A few days prior, Baudoin and two friends burglarize the Lépine property, as part of their plan to steal goods from abandoned mansions in regions under Nazi occupation. However, Edouard Lépine, his wife, and baby Richard had not left, and Edouard confronts Baudoin and his associates. Enraged by the war and jealous of his wealth, they slaughter him and his wife, accidentally killing the baby at the same time.
Baudoin brings Manfred to Thérèse. In order to keep the stolen goods and money found at the Londroit’s, she suggests swapping the babies’ identities. With the money, she is able to fund her dream: the Great Deer Hotel.
A few years later, still looking for her sister, Rosa Gulingen uses the pretext of a movie shoot to come to the region where investigators lost trace of Anelore. She sees the young Richard Lépine and recognizes her sister in his facial features. Filled with doubts, she confides in her hostess, Thérèse, who realizes that she might lose her hotel if Rosa discovers the reasons why the babies were swapped.

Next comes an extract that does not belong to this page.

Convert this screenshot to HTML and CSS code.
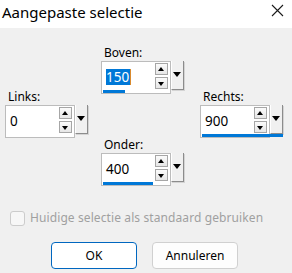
FILE: index.html
```html
<!DOCTYPE html>
<html lang="nl">

<head>
    <meta charset="UTF-8">
    <meta name="viewport" content="width=device-width, initial-scale=1.0">
    <title>Aangepaste selectie</title>
    <link rel="stylesheet" href="styles.css">
</head>

<body>
    <div class="dialog">
        <div class="titlebar">
            <span class="title">Aangepaste selectie</span>
            <svg class="close" width="13" height="13" viewBox="0 0 13 13">
                <path d="M1 1 L12 12 M12 1 L1 12" stroke="#1b1b1b" stroke-width="1.1" fill="none" />
            </svg>
        </div>
        <div class="content">
            <div class="fields">
                <div class="field field-top">
                    <span class="field-label">Boven:</span>
                    <div class="spin">
                        <div class="spin-box">
                            <span class="spin-value"><span class="selected">150</span><i class="caret"></i></span>
                            <div class="spin-arrows">
                                <span class="arrow arrow-up"></span>
                                <span class="arrow arrow-down"></span>
                            </div>
                        </div>
                        <span class="spin-drop"></span>
                        <span class="spin-bar" style="width: 22px"></span>
                    </div>
                </div>
                <div class="field field-left">
                    <span class="field-label">Links:</span>
                    <div class="spin">
                        <div class="spin-box">
                            <span class="spin-value">0</span>
                            <div class="spin-arrows">
                                <span class="arrow arrow-up"></span>
                                <span class="arrow arrow-down"></span>
                            </div>
                        </div>
                        <span class="spin-drop"></span>
                    </div>
                </div>
                <div class="field field-right">
                    <span class="field-label">Rechts:</span>
                    <div class="spin">
                        <div class="spin-box">
                            <span class="spin-value">900</span>
                            <div class="spin-arrows">
                                <span class="arrow arrow-up"></span>
                                <span class="arrow arrow-down"></span>
                            </div>
                        </div>
                        <span class="spin-drop"></span>
                        <span class="spin-bar" style="width: 81px"></span>
                    </div>
                </div>
                <div class="field field-bottom">
                    <span class="field-label">Onder:</span>
                    <div class="spin">
                        <div class="spin-box">
                            <span class="spin-value">400</span>
                            <div class="spin-arrows">
                                <span class="arrow arrow-up"></span>
                                <span class="arrow arrow-down"></span>
                            </div>
                        </div>
                        <span class="spin-drop"></span>
                        <span class="spin-bar" style="width: 50px"></span>
                    </div>
                </div>
            </div>
            <label class="check">
                <span class="check-box"></span>
                Huidige selectie als standaard gebruiken
            </label>
            <div class="buttons">
                <button class="btn btn-primary">OK</button>
                <button class="btn">Annuleren</button>
            </div>
        </div>
    </div>
</body>

</html>
```

FILE: styles.css
```css
body {
    margin: 0;
    font-family: "Noto Sans", "Liberation Sans", sans-serif;
    color: #000;
}

.dialog {
    width: 292px;
    height: 273px;
    background: #f0f0f0;
    overflow: hidden;
}

.titlebar {
    height: 28px;
    background: #fff;
    display: flex;
    justify-content: space-between;
    align-items: center;
    padding: 0 8px 0 2px;
}

.title {
    font-size: 15px;
    line-height: 20px;
    margin-top: -4px;
    color: #000;
}

.close {
    margin-top: -8px;
}

.content {
    padding-top: 17px;
}

/* spin fields */
.fields {
    display: grid;
    grid-template-columns: 96px 99px 83px;
    grid-template-rows: 44px 48px auto;
    padding-left: 5px;
}

.field-top {
    grid-column: 2;
    grid-row: 1 / span 2;
}

.field-left {
    grid-column: 1;
    grid-row: 2 / span 2;
}

.field-right {
    grid-column: 3;
    grid-row: 2 / span 2;
}

.field-bottom {
    grid-column: 2;
    grid-row: 3;
}

.field-label {
    display: block;
    font-size: 12px;
    line-height: 15px;
    padding-left: 3px;
    margin-bottom: 1px;
}

.spin {
    position: relative;
    display: flex;
    width: 83px;
    height: 33px;
}

.spin-box {
    height: 31px;
    background: #fff;
    border: 1px solid #bcbcbc;
    display: flex;
    align-items: center;
    justify-content: space-between;
    padding: 0 2px 0 4px;
    box-sizing: content-box;
    width: 64px;
}

.spin-value {
    font-size: 13.5px;
    line-height: 16px;
    display: flex;
    align-items: center;
    margin-top: -1px;
}

.selected {
    background: #0078d7;
    color: #fff;
    padding: 0 1px 0 0;
}

.caret {
    display: inline-block;
    width: 1px;
    height: 16px;
    background: #d98a2e;
}

.spin-arrows {
    display: flex;
    flex-direction: column;
    gap: 2px;
    margin-top: -3px;
}

.arrow {
    position: relative;
    width: 11px;
    height: 10px;
    border: 1px solid #a6a6a6;
    background: linear-gradient(#fbfbfb, #e6e6e6);
}

.arrow::after {
    content: "";
    position: absolute;
    left: 2px;
    border-left: 3.5px solid transparent;
    border-right: 3.5px solid transparent;
}

.arrow-up::after {
    top: 3px;
    border-bottom: 4px solid #000;
}

.arrow-down::after {
    top: 4px;
    border-top: 4px solid #000;
}

.spin-drop {
    position: relative;
    width: 11px;
    height: 28px;
    background: #f0f0f0;
    border-left: 1px solid #fff;
    border-right: 1px solid #8c8c8c;
    border-bottom: 1px solid #8c8c8c;
    box-shadow: 1px 1px 0 #d4d4d4;
}

.spin-drop::after {
    content: "";
    position: absolute;
    top: 11px;
    left: 1px;
    border-left: 4.5px solid transparent;
    border-right: 4.5px solid transparent;
    border-top: 5px solid #000;
}

.spin-bar {
    position: absolute;
    left: 2px;
    bottom: 1px;
    height: 3px;
    background: #0078d7;
}

/* checkbox */
.check {
    display: flex;
    align-items: center;
    gap: 5px;
    margin: 24px 0 0 10px;
    font-size: 12px;
    line-height: 16px;
    letter-spacing: 0.1px;
    color: #a0a0a0;
}

.check-box {
    width: 13px;
    height: 13px;
    border: 1px solid #cccccc;
    border-radius: 3px;
    background: #f7f7f7;
}

/* buttons */
.buttons {
    display: flex;
    justify-content: center;
    gap: 15px;
    margin-top: 16px;
    padding-right: 3px;
}

.btn {
    width: 86px;
    height: 27px;
    font-family: inherit;
    font-size: 12px;
    color: #000;
    background: #fdfdfd;
    border: 1px solid #d0d0d0;
    border-radius: 4px;
}

.btn-primary {
    border-color: #0067c0;
    background: #fff;
}
```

An hour later, Rosa dies in her bath.
In present day Reugny, Jeff Rousselet finds joy in investigating and uncovering everyone’s darkest secrets. He realizes that Elisabeth, Richard Lépine’s collaborator and wife, is having an affair with Jack, Richard’s protégé. Elisabeth also manipulates Freddy, Sylvie Monsoir’s abusive and alcoholic husband, into believing that his wife is having an affair with Richard Lépine. She hopes that in a moment of rage, Freddy will explode and kill Richard, so that she inherits the Motivational Center. When Jeff Rousselet discovers her affair with Jack, she fears that he will tell her husband. She has Jack kill Jeff to protect her secret. Anne-Sophie unexpectedly arrives on the scene of the crime and runs away from Jack. Jack murders Brice, who was in the wrong place at the wrong time, then tracks down and murders Anne-Sophie several days later to tie up loose ends. Pushed by Elisabeth, Freddy kills Richard, blinded with rage and jealousy.
Women are the masterminds in these two intertwined stories. They uncover and guard the darkest truths in order to get to what they want. As the mysteries unravel, the reader is pushed around between masterfully built colorful characters and their scathing stories. Franz Bertelt creates a high-tension situation with a bewitching narrative voice, topped with a disconcerting and brilliant humor.
Franz Bartelt has written many books. He has been translated in Italian, German, Greek, and Spanish.